(写真:アフロ)

専門家の意見を尊重してこなかった菅内閣

 5月16日から北海道、岡山県、広島県にも緊急事態宣言が発令された。5月14日午前7時から行われた政府の基本的対処方針分科会で西村康稔経済再生相が当初諮問したのは、群馬、石川、岡山、広島、熊本の各県へのまん延防止等重点措置の適用だった。

 だが専門家らが次々と強い異論を唱えたため、西村氏はいったん中座し、菅義偉首相や加藤勝信官房長官、田村憲久厚労相らと緊急に協議。菅首相が「それが専門家の結論なんだろう。なら、それでいいじゃないか」と述べ、急きょ方針が転換されたという。まるで他人事のような発言だ。「先頭に立って、全力で頑張ります」と決意表明をしていたのは菅首相だ。このどこが先頭か。もともと信用してはいないが。

 菅首相は、コロナでの記者会見の際、分科会の尾身茂会長をいつも同席させている。自信を持った説明ができないからだろう。だが専門家の意見を聞くわけではない。
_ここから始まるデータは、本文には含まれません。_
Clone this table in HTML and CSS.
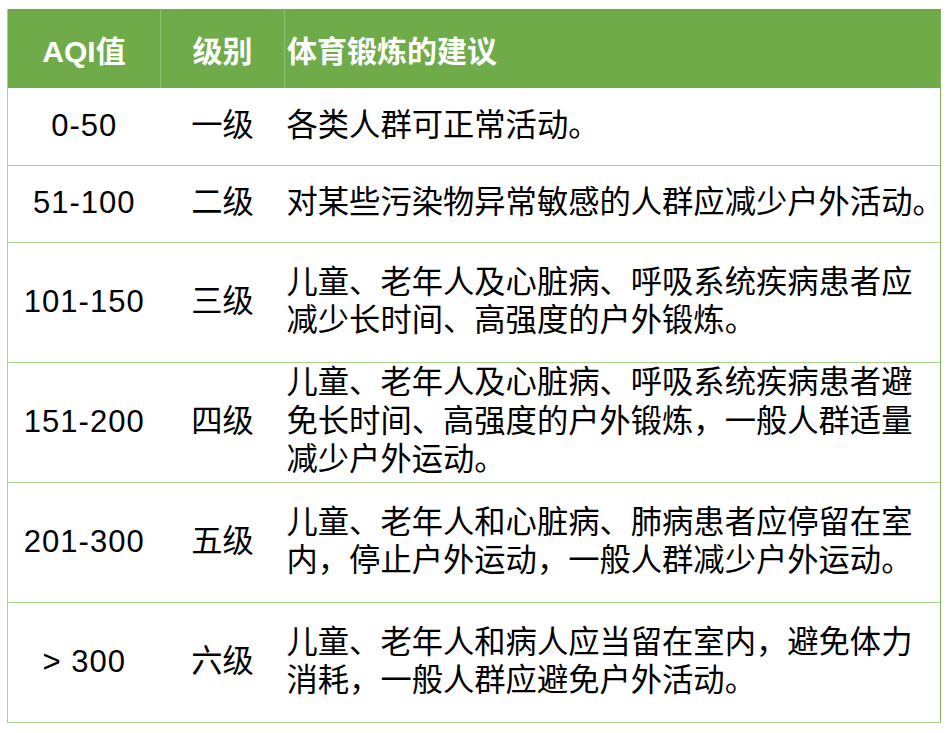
FILE: index.html
```html
<!DOCTYPE html>
<html lang="zh-CN">
<head>
<meta charset="utf-8">
<title>AQI</title>
<link rel="stylesheet" href="styles.css">
</head>
<body>
<table class="aqi">
  <colgroup>
    <col class="c1"><col class="c2"><col class="c3">
  </colgroup>
  <thead>
    <tr class="head">
      <th class="num">AQI值</th>
      <th class="lvl">级别</th>
      <th class="txt">体育锻炼的建议</th>
    </tr>
  </thead>
  <tbody>
    <tr class="short">
      <td class="num">0-50</td>
      <td class="lvl">一级</td>
      <td class="txt">各类人群可正常活动。</td>
    </tr>
    <tr class="short">
      <td class="num">51-100</td>
      <td class="lvl">二级</td>
      <td class="txt">对某些污染物异常敏感的人群应减少户外活动。</td>
    </tr>
    <tr class="tall">
      <td class="num">101-150</td>
      <td class="lvl">三级</td>
      <td class="txt">儿童、老年人及心脏病、呼吸系统疾病患者应<br>减少长时间、高强度的户外锻炼。</td>
    </tr>
    <tr class="tall">
      <td class="num">151-200</td>
      <td class="lvl">四级</td>
      <td class="txt">儿童、老年人及心脏病、呼吸系统疾病患者避<br>免长时间、高强度的户外锻炼，一般人群适量<br>减少户外运动。</td>
    </tr>
    <tr class="tall">
      <td class="num">201-300</td>
      <td class="lvl">五级</td>
      <td class="txt">儿童、老年人和心脏病、肺病患者应停留在室<br>内，停止户外运动，一般人群减少户外运动。</td>
    </tr>
    <tr class="tall">
      <td class="num">&gt; 300</td>
      <td class="lvl">六级</td>
      <td class="txt">儿童、老年人和病人应当留在室内，避免体力<br>消耗，一般人群应避免户外活动。</td>
    </tr>
  </tbody>
</table>
</body>
</html>
```
FILE: styles.css
```css
html, body {
  margin: 0;
  padding: 0;
  background: #ffffff;
}

body {
  padding: 9px 0 0 7px;
  font-family: "Liberation Sans", "Noto Sans CJK SC", sans-serif;
  color: #000;
}

.aqi {
  border-collapse: collapse;
  table-layout: fixed;
  width: 933px;
  border-left: 1px solid #a9d18e;
  border-right: 1px solid #7db05a;
}

.c1 { width: 153px; }
.c2 { width: 124px; }
.c3 { width: 656px; }

.head {
  height: 79px;
  background: #70ab4a;
}

.head th {
  color: #ffffff;
  font-size: 30px;
  font-weight: bold;
  padding: 0;
  vertical-align: middle;
  border-left: 1px solid #8ec36d;
}

.head th:first-child {
  border-left: none;
}

td {
  padding: 0;
  font-size: 31.3px;
  line-height: 38.5px;
  vertical-align: middle;
  border-bottom: 1px solid #a9d18e;
  white-space: nowrap;
}

.short { height: 77px; }
.tall { height: 120px; }

.num { text-align: center; }
td.num { font-size: 31px; letter-spacing: 1px; }
.lvl { text-align: center; }
th.txt, td.txt { text-align: left; padding-left: 2px; }
```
この間、しょっちゅう無視してきた。Gotoトラベルなどは、その典型だ。「旅行で感染が拡大したというエビデンス(根拠)はない」などと言って強行した。新型コロナウイルスは人の移動で感染が拡大するなどというのは、常識中の常識である。結局、政府が音頭をとって全国に感染を拡大させることとなった。

 それがいま何と言っているか。東京、関西3府県への緊急事態宣言によってゴールデンウィーク中の「人流は減った」と言っているのだ。だが、東名、中央、関越の各高速道路は連休中大渋滞になっていた。どこが減っているのか。